And so the problem is, building an algorithm that blindly promotes whatever keeps users on the site, for all its complexity, is a far more tractable problem compared to building a system that can avoid promoting content that promotes violence. In the meantime, they throw armies of people at the problem, to moderate content and respond to user reports, but it’s a losing battle.

They had the technology to create a monster, but don’t have the technology to stop it.

4 comments

Except that advertisers are not interested in sponsoring extremist content, so you could argue the incentives go in the other direction.
YouTube permits a lot of demonetized videos they don't dare to sell advertising on, or (previously) that YouTubers wouldn't give permission to sell advertising on, because the alternative of erasing the videos would send the YouTubers and their viewers to DailyMotion or Vimeo. As long as the demonetized viewers occasionally watch a non-demonetized video, or the sometimes-demonetized YouTubers occasionally make non-demonetized videos, YouTube makes more money that way.
That's a weaker incentive, though. And it comes with a risk of occasional scandals that scare away advertisers, at least temporarily.
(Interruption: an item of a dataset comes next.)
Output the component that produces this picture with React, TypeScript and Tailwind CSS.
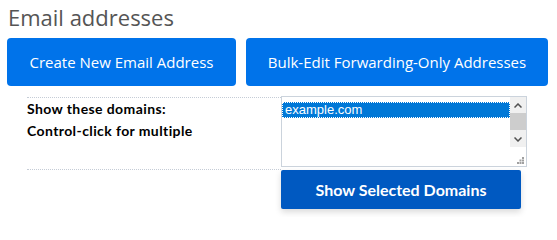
import React from "react";

export default function App() {
  return (
    <div className="w-[557px] h-[217px] bg-white overflow-hidden relative">
      <h1 className="pl-[8px] pt-[1px] h-[38px] text-[22px] leading-[32px] text-[#555555] font-['Open_Sans',sans-serif] font-normal">
        Email addresses
      </h1>
      <div className="flex gap-[10px] pl-[7px]">
        <button className="w-[229px] h-[48px] rounded-[4px] bg-[#0073ea] text-white text-[15px] font-['Open_Sans',sans-serif]">
          Create New Email Address
        </button>
        <button className="w-[302px] h-[48px] rounded-[4px] bg-[#0073ea] text-white text-[15px] font-['Open_Sans',sans-serif]">
          Bulk-Edit Forwarding-Only Addresses
        </button>
      </div>
      <div className="ml-[27px] mt-[11px] w-[254px] h-[73px] border-t border-b border-dotted border-[#c5ccd6] flex">
        <div className="pt-[0px] font-['Lato',sans-serif] font-bold text-[14px] tracking-[0.4px] leading-[22px] text-black">
          <div>Show these domains:</div>
          <div>Control-click for multiple</div>
        </div>
      </div>
      <div className="absolute left-[281px] top-[96px] w-[246px] h-[71px] border border-[#cbd3dc] bg-white flex">
        <div className="flex-1 pt-[5px]">
          <div className="h-[16px] bg-[#0078d7] outline outline-1 outline-dotted outline-white -outline-offset-1 text-white text-[13px] leading-[16px] pl-[3px] font-['Liberation_Sans',sans-serif]">
            example.com
          </div>
        </div>
        <div className="w-[16px] flex flex-col bg-[#f0f0f0]">
          <div className="h-[16px] flex items-center justify-center">
            <svg width="8" height="5" viewBox="0 0 8 5"><path d="M0.5 4.5 L4 1 L7.5 4.5" stroke="#505050" strokeWidth="1.5" fill="none" /></svg>
          </div>
          <div className="h-[17px] bg-[#cdcdcd]" />
          <div className="h-[16px] flex items-center justify-center mt-[1px]">
            <svg width="8" height="5" viewBox="0 0 8 5"><path d="M0.5 0.5 L4 4 L7.5 0.5" stroke="#505050" strokeWidth="1.5" fill="none" /></svg>
          </div>
          <div className="flex-1 bg-white flex items-end justify-end pr-[2px] pb-[2px]">
            <svg width="7" height="7" viewBox="0 0 7 7" fill="#a0a0a0">
              <rect x="5" y="0" width="2" height="2" />
              <rect x="2.5" y="2.5" width="2" height="2" />
              <rect x="5" y="2.5" width="2" height="2" />
              <rect x="0" y="5" width="2" height="2" />
              <rect x="2.5" y="5" width="2" height="2" />
              <rect x="5" y="5" width="2" height="2" />
            </svg>
          </div>
        </div>
      </div>
      <button className="absolute left-[281px] top-[170px] w-[240px] h-[39px] rounded-[2px] bg-[#0059c1] text-white text-[16px] font-bold font-['Lato',sans-serif] shadow-[0_3px_6px_rgba(0,0,0,0.15)]">
        Show Selected Domains
      </button>
    </div>
  );
}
I don't think incentives are enough to predict what YouTube will do. The future is uncertain, there are a lot of policies that could plausibly make money, and the decision-makers are people who read the news and have opinions about what's right, not paperclip maximizers. Politics matters as well as economics.

True!
> They had the technology to create a monster, but don’t have the technology to stop it.

They don't have the incentive to stop it.

All you have to do is make posting have an actual price, no matter how nominal, and most of this goes away.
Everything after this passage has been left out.